World Listening: We don’t even have to have a song playing to observe pitch & rhythm as they happen around us. Close your eyes, open your ears & mind. What do you hear? Are the sounds loud or quiet? Pitched high or low? Rhythmically fast or slow? Don’t discredit the skill behind actively listening to the world around you. Awareness of your surroundings — how the pitches & rhythms interact like this — deepens your ability to perform with other musicians, your aural skills when applied to unfamiliar or complex music, and your focused presence in the current moment.

Melodies/Pitches/Intervals: Your ear may be more developed than you think. Take any song. Pick a song you know very well for the ease of starting.
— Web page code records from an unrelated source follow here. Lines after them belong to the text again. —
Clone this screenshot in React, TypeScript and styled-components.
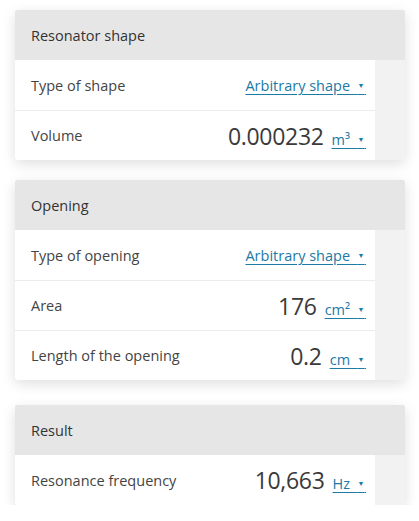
import React from "react";
import styled, { createGlobalStyle } from "styled-components";

interface Field {
  label: string;
  value?: string;
  unit: string;
}

interface Section {
  title: string;
  fields: Field[];
}

const sections: Section[] = [
  {
    title: "Resonator shape",
    fields: [
      { label: "Type of shape", unit: "Arbitrary shape" },
      { label: "Volume", value: "0.000232", unit: "m³" },
    ],
  },
  {
    title: "Opening",
    fields: [
      { label: "Type of opening", unit: "Arbitrary shape" },
      { label: "Area", value: "176", unit: "cm²" },
      { label: "Length of the opening", value: "0.2", unit: "cm" },
    ],
  },
  {
    title: "Result",
    fields: [{ label: "Resonance frequency", value: "10,663", unit: "Hz" }],
  },
];

const App: React.FC = () => {
  return (
    <>
      <GlobalStyle />
      <Page>
        {sections.map((section) => (
          <Card key={section.title}>
            <CardHeader>{section.title}</CardHeader>
            <Rows>
              {section.fields.map((field) => (
                <Row key={field.label}>
                  <Label>{field.label}</Label>
                  <ValueGroup>
                    {field.value && <Value>{field.value}</Value>}
                    <UnitLink href="#">
                      {field.unit}
                      {"\u00a0\u00a0"}
                      <Caret>▼</Caret>
                      {"\u200a"}
                    </UnitLink>
                  </ValueGroup>
                </Row>
              ))}
            </Rows>
          </Card>
        ))}
      </Page>
    </>
  );
};

export default App;

const GlobalStyle = createGlobalStyle`
  body {
    margin: 0;
    background: #ffffff;
    font-family: "Open Sans", "Noto Sans", sans-serif;
  }
`;

const Page = styled.div`
  display: flex;
  flex-direction: column;
  gap: 20px;
  padding: 10px 14px 0 15px;

  & > section:last-child {
    margin-top: 5px;
  }
`;

const Card = styled.section`
  background: #f2f2f2;
  border-radius: 3px;
  overflow: hidden;
  box-shadow: 0 4px 14px rgba(0, 0, 0, 0.13);
`;

const CardHeader = styled.div`
  height: 50px;
  display: flex;
  align-items: center;
  padding-left: 16px;
  background: #e6e6e6;
  color: #333333;
  font-size: 14.5px;
`;

const Rows = styled.div`
  margin-right: 30px;
  background: #ffffff;
`;

const Row = styled.div`
  height: 50px;
  display: flex;
  align-items: center;
  justify-content: space-between;
  padding: 0 9px 0 16px;
  box-sizing: border-box;

  & + & {
    border-top: 1px solid #ececec;
  }
`;

const Label = styled.span`
  color: #444444;
  font-size: 14.5px;
`;

const ValueGroup = styled.div`
  display: flex;
  align-items: baseline;
  gap: 8px;
`;

const Value = styled.span`
  color: #3a3a3a;
  font-size: 23px;
  letter-spacing: -0.3px;
`;

const UnitLink = styled.a`
  color: #1b7aa6;
  font-size: 14.5px;
  text-decoration: underline;
  text-underline-offset: 3px;
`;

const Caret = styled.span`
  font-size: 7px;
  vertical-align: 3px;
`;
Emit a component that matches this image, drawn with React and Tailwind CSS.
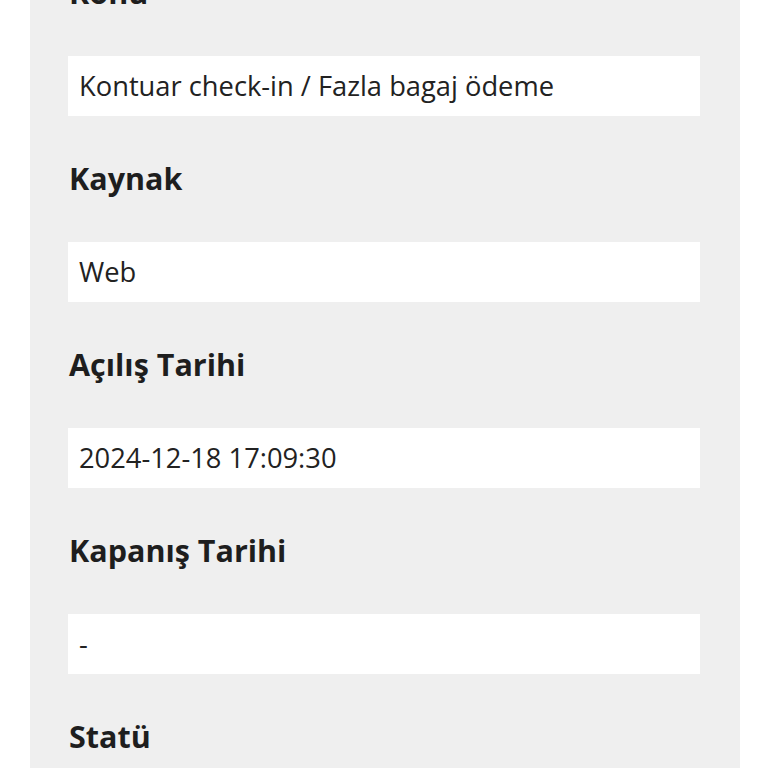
const fields = [
  { label: 'Konu', value: 'Kontuar check-in / Fazla bagaj ödeme' },
  { label: 'Kaynak', value: 'Web' },
  { label: 'Açılış Tarihi', value: '2024-12-18 17:09:30' },
  { label: 'Kapanış Tarihi', value: '-' },
  { label: 'Statü', value: '' },
];

export default function App() {
  return (
    <div className="h-[768px] overflow-hidden bg-white font-['Open_Sans',sans-serif] text-[#222]">
      <div className="ml-[30px] -mt-[70px] w-[710px] bg-[#efefef] pb-[40px] pl-[38px] pr-[40px]">
        {fields.map((f, i) => (
          <div key={i} className="pt-[39px]">
            <div className="h-[46px] pl-[1px] text-[30.5px] font-bold leading-[46px] text-[#1e1e1e]">{f.label}</div>
            <div className="mt-[41px] flex h-[60px] items-center bg-white px-[11px] text-[27.3px]">
              {f.value}
            </div>
          </div>
        ))}
      </div>
    </div>
  );
}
Hum the melody if you like. Based on the notes you hear in your head, can you try playing the melody on a piano or guitar? Just start by finding the first note. Get familiar with how that feels on your instrument. Now, think of the next pitch. Hum it, then play the note. If this is difficult for you, tuners can help with clarifying your accuracy. This process can be a little slow, but you are not just practicing finding the notes. This exercise improves your ability to identify intervals even if you can’t name them, and it creates familiarity with the full range of your instrument. Hearing any note or two and visualizing how you would play it is a skill that can bring you closer to developing relative perfect pitch.

Rhythms: Let’s continue with the same song you used for the last exercise. Think about the tempo of that song. Can you feel the pulse of the music? Metronomes can be helpful if you are still getting a feel for rhythm. Drum along, then try dividing those beats into new fragments. Don’t get too caught up in whether it sounds right; part of the learning is from playing around and figuring out what you enjoy. Additionally, clap out the rhythm of the melody you’re working with. Can you determine the length of each note or rest, whether it falls on the beat or off the beat? Bassists, in particular, are responsible for both rhythm & pitch; the rhythm of the notes they play contributes just as much complexity to a song as the pitches & intervals. If your song of choice has a bass line, study how the instrument interacts with the melody.
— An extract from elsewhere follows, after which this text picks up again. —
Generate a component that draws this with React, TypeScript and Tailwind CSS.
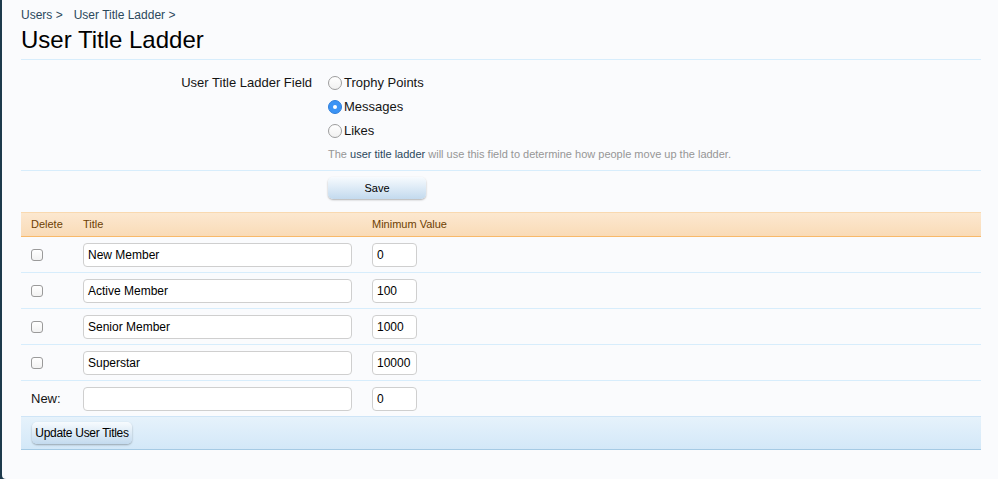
import React from "react";

const font = { fontFamily: '"Liberation Sans", Arial, sans-serif' };

function Radio({ checked }: { checked?: boolean }) {
  return checked ? (
    <span className="w-[14px] h-[14px] rounded-full bg-[#3b93f5] border border-[#2f7fdb] flex items-center justify-center shrink-0">
      <span className="w-[4px] h-[4px] rounded-full bg-white" />
    </span>
  ) : (
    <span className="w-[14px] h-[14px] rounded-full bg-gradient-to-b from-white to-[#f1f1f1] border border-[#9d9d9d] shrink-0" />
  );
}

function Check() {
  return <span className="block w-[12px] h-[12px] rounded-[3px] border border-[#9a9a9a] bg-gradient-to-b from-white to-[#f2f2f2]" />;
}

const rows = [
  { t: "New Member", v: "0" },
  { t: "Active Member", v: "100" },
  { t: "Senior Member", v: "1000" },
  { t: "Superstar", v: "10000" },
];

function TextBox({ value, w }: { value: string; w: string }) {
  return (
    <div className={`${w} h-[24px] bg-white border border-[#cfcfcf] rounded-[4px] flex items-center px-[4px] text-[12px] text-black`}>
      {value}
    </div>
  );
}

export default function App() {
  return (
    <div className="w-[998px] h-[479px] bg-[#1d3a4c] overflow-hidden" style={font}>
      <div className="ml-[2px] h-[479px] bg-[#fafbfd] rounded-bl-[4px] pl-[19px] pr-[17px] pt-[8px]">
        <div className="text-[12px] leading-[14px] text-[#2b485c] flex gap-[11px]">
          <span>Users &gt;</span>
          <span>User Title Ladder &gt;</span>
        </div>
        <h1 className="text-[24px] leading-[30px] text-black mt-[3px] mb-[4px]">User Title Ladder</h1>
        <div className="h-px bg-[#d7edfc]" />

        <div className="flex pt-[11px] pb-[8px]">
          <div className="w-[291px] text-right text-[13px] leading-[24px] text-[#141414]">User Title Ladder Field</div>
          <div className="ml-[16px] flex flex-col">
            {["Trophy Points", "Messages", "Likes"].map((l, i) => (
              <div key={l} className="flex items-center h-[24px] gap-[2px] text-[13px] text-[#141414]">
                <Radio checked={i === 1} />
                <span>{l}</span>
              </div>
            ))}
            <div className="text-[11px] leading-[16px] mt-[3px] text-[#969696]">
              The <span className="text-[#2b485c]">user title ladder</span> will use this field to determine how people move up the ladder.
            </div>
          </div>
        </div>
        <div className="h-px bg-[#d7edfc]" />
        <div className="pl-[307px] pt-[6px]">
          <div className="w-[98px] h-[22px] rounded-[5px] bg-gradient-to-b from-[#f7fbfe] to-[#c3daee] shadow-[0_1px_2px_rgba(0,0,0,0.3)] flex items-center justify-center text-[11px] text-black">
            Save
          </div>
        </div>

        <div className="mt-[13px]">
          <div className="h-[25px] flex items-center bg-gradient-to-b from-[#fce8d0] to-[#f9dbb7] border-t border-[#f9d9b0] border-b border-b-[#f8b96a] text-[11px] text-[#6d3f03]">
            <div className="w-[62px] pl-[10px]">Delete</div>
            <div className="w-[289px]">Title</div>
            <div>Minimum Value</div>
          </div>
          {rows.map((r) => (
            <div key={r.t} className="h-[36px] flex items-center border-b border-[#d7edfc]">
              <div className="w-[62px] pl-[10px]"><Check /></div>
              <div className="w-[289px]"><TextBox value={r.t} w="w-[269px]" /></div>
              <TextBox value={r.v} w="w-[45px]" />
            </div>
          ))}
          <div className="h-[35px] flex items-center">
            <div className="w-[62px] pl-[10px] text-[13px] text-[#141414]">New:</div>
            <div className="w-[289px]"><TextBox value="" w="w-[269px]" /></div>
            <TextBox value="0" w="w-[45px]" />
          </div>
          <div className="h-[34px] flex items-center pl-[11px] bg-gradient-to-b from-[#e6f2fb] to-[#d3e8f8] border-t border-[#cfe5f7] border-b border-b-[#a5cae4]">
            <div className="w-[100px] h-[22px] rounded-[5px] bg-gradient-to-b from-[#f7fbfe] to-[#c3daee] shadow-[0_1px_2px_rgba(0,0,0,0.3)] flex items-center justify-center whitespace-nowrap text-[12px] tracking-[-0.3px] text-black">
              Update User Titles
            </div>
          </div>
        </div>
      </div>
    </div>
  );
}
Harmonies/Chords: The next step is harmony once you have played around with rhythm & pitch. Any notes beyond the melody & bassline indicate the chords of a song. Harmony is one of the most complex parts of music because it can vary so much even between recordings of the same song. Often, a lot of focus is placed on identifying chords or chord progressions. Instead, I find playing around can teach more intuition than when you focus too hard on theory. Play a collection of notes together. Listen to how each pitch interacts; remove or add notes and observe how this influences the “feeling” you get when you play it. Play the song you’ve been working with, and occasionally add even a note or two. There are no wrong ways to do this. Be patient, be observant, remember to have fun.